La deputata pentastellata si riferisce al fatto che da oltre un anno – dopo che l’ex presidente dell’ente Marisa Mazzaglia è stata revocata dall’incarico dal governatore della Sicilia Nello Musumeci un mese prima della scadenza naturale del suo mandato – il Parco dell’Etna è con un commissario, senza che la Regione provveda a nominare un presidente che possa programmare il futuro. Per la cronaca, nello stesso periodo analoga sorte è toccata all’ex presidente antimafia del Parco dei Nebrodi, Giuseppe Antoci, destinatario, qualche anno fa, di un grave attentato dal quale si è salvato per una serie di circostanze fortuite: Antoci addirittura è stato mandato a casa sei mesi prima della scadenza naturale del suo mandato, ma questa è un’altra storia.

Quel che appare strano è che la nomina del nuovo presidente del Parco dell’Etna sia stata congelata per non meglio precisati motivi. Il presidente Musumeci ha chiesto ai venti sindaci di fare i nomi del nuovo possibile presidente: ne sono usciti tre, ma nessuno di questi riesce a mettere d’accordo tutti. Si tratta dell’ex sindaco di Belpasso Carlo Caputo (Diventerà bellissima), e degli attuali primi cittadini di Adrano Angelo D’Agate, e di Maletto Pippo De Luca, tutti e tre, secondo i 5S, alle prese con problemi di incompatibilità.

Il più accreditato sembra Caputo (che negli anni della sua sindacatura ha avuto come suo vice proprio uno degli autori del contestato disegno di legge, Giuseppe Zitelli), ma secondo voci di corridoio l’ex sindaco di Belpasso viene considerato “divisivo” da diversi amministratori etnei.

Non si sa come finirà, si fanno nomi di persone competenti che da decenni lavorano a contatto col vulcano, sia dal punto di vista scientifico che culturale, ma ancora non è uscito un nome che possa andare a ricoprire la poltrona di presidente.

Infine un’altra questione spinosa: “Nel 2022 – dice Gianina Ciancio – scadrà la concessione degli impianti sul versante Etna Sud.

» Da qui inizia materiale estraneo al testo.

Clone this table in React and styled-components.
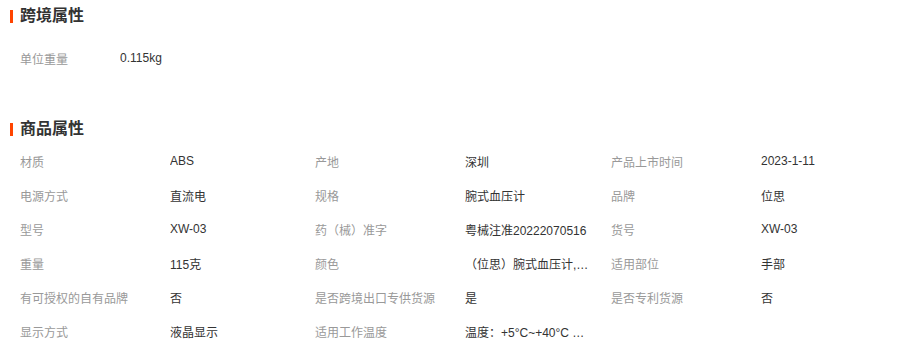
import React from "react";
import styled, { createGlobalStyle } from "styled-components";

const GlobalStyle = createGlobalStyle`
  body {
    margin: 0;
    background: #fff;
    font-family: "Liberation Sans", "Noto Sans CJK SC", sans-serif;
    color: #333;
  }
`;

const crossBorder = [["单位重量", "0.115kg"]];

const goods = [
  ["材质", "ABS", "产地", "深圳", "产品上市时间", "2023-1-11"],
  ["电源方式", "直流电", "规格", "腕式血压计", "品牌", "位思"],
  ["型号", "XW-03", "药（械）准字", "粤械注准20222070516", "货号", "XW-03"],
  ["重量", "115克", "颜色", "（位思）腕式血压计,XW-03", "适用部位", "手部"],
  ["有可授权的自有品牌", "否", "是否跨境出口专供货源", "是", "是否专利货源", "否"],
  ["显示方式", "液晶显示", "适用工作温度", "温度：+5°C~+40°C 湿度：≤85%RH", "", ""],
];

function App() {
  return (
    <Page>
      <GlobalStyle />
      <Section>
        <Title>跨境属性</Title>
        <SimpleList>
          {crossBorder.map(([k, v]) => (
            <SimpleRow key={k}>
              <Label>{k}</Label>
              <Value>{v}</Value>
            </SimpleRow>
          ))}
        </SimpleList>
      </Section>
      <Section $gap>
        <Title>商品属性</Title>
        <Grid>
          {goods.map((row, i) =>
            row.map((cell, j) =>
              j % 2 === 0 ? (
                <Label key={`${i}-${j}`}>{cell}</Label>
              ) : (
                <Value key={`${i}-${j}`} title={cell}>
                  {cell}
                </Value>
              )
            )
          )}
        </Grid>
      </Section>
    </Page>
  );
}

export default App;

const Page = styled.div`
  width: 917px;
  height: 361px;
  overflow: hidden;
  padding-top: 6px;
  box-sizing: border-box;
`;

const Section = styled.section`
  margin-top: ${(p) => (p.$gap ? "51px" : "0")};
`;

const Title = styled.h3`
  position: relative;
  margin: 0;
  padding-left: 20px;
  height: 20px;
  line-height: 20px;
  font-size: 16px;
  font-weight: bold;
  color: #333;

  &::before {
    content: "";
    position: absolute;
    left: 10px;
    top: 4px;
    width: 3px;
    height: 13px;
    background: #ff4400;
  }
`;

const SimpleList = styled.div`
  padding: 22px 0 0 20px;
`;

const SimpleRow = styled.div`
  display: grid;
  grid-template-columns: 100px 1fr;
  height: 20px;
  align-items: center;
`;

const Grid = styled.div`
  display: grid;
  grid-template-columns: 150px 145px 150px 146px 150px 146px;
  grid-auto-rows: 34px;
  align-items: center;
  padding: 5px 0 0 20px;
`;

const Label = styled.div`
  font-size: 12px;
  color: #999;
  white-space: nowrap;
`;

const Value = styled.div`
  font-size: 12px;
  color: #333;
  white-space: nowrap;
  overflow: hidden;
  text-overflow: ellipsis;
  max-width: 124px;
`;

Assurdo che si voglia fare turismo quando per la funivia una persona deve pagare 80 euro. Bisogna ripristinare la libera concorrenza e procedere all’esproprio dei terreni privati. Il Comune di Nicolosi ha un ruolo determinante. La Regione può intervenire nel finanziamento delle spese, e il gruppo M5S è pronto a sostenere questa battaglia”.

Una vicenda – quella della libera concorrenza per la gestione delle strutture turistiche – denunciata da tempo dall’ex presidente del Parco Marisa Mazzaglia: “La mia revoca – ha dichiarato l’ex amministratrice il 16 febbraio dello scorso anno a questo giornale – è servita per lanciare certi segnali a determinati poteri economici che ho contrastato”.

Sarà un caso, ma poco tempo dopo è finito agli arresti domiciliari il gestore della funivia dell’Etna, che per tanti anni ha avuto il monopolio sugli impianti di risalita dal vulcano. Il provvedimento è stato revocato nello scorso gennaio in quanto il giudice ha ritenuto cessate le esigenze cautelari ravvisate nell’ordinanza cautelare.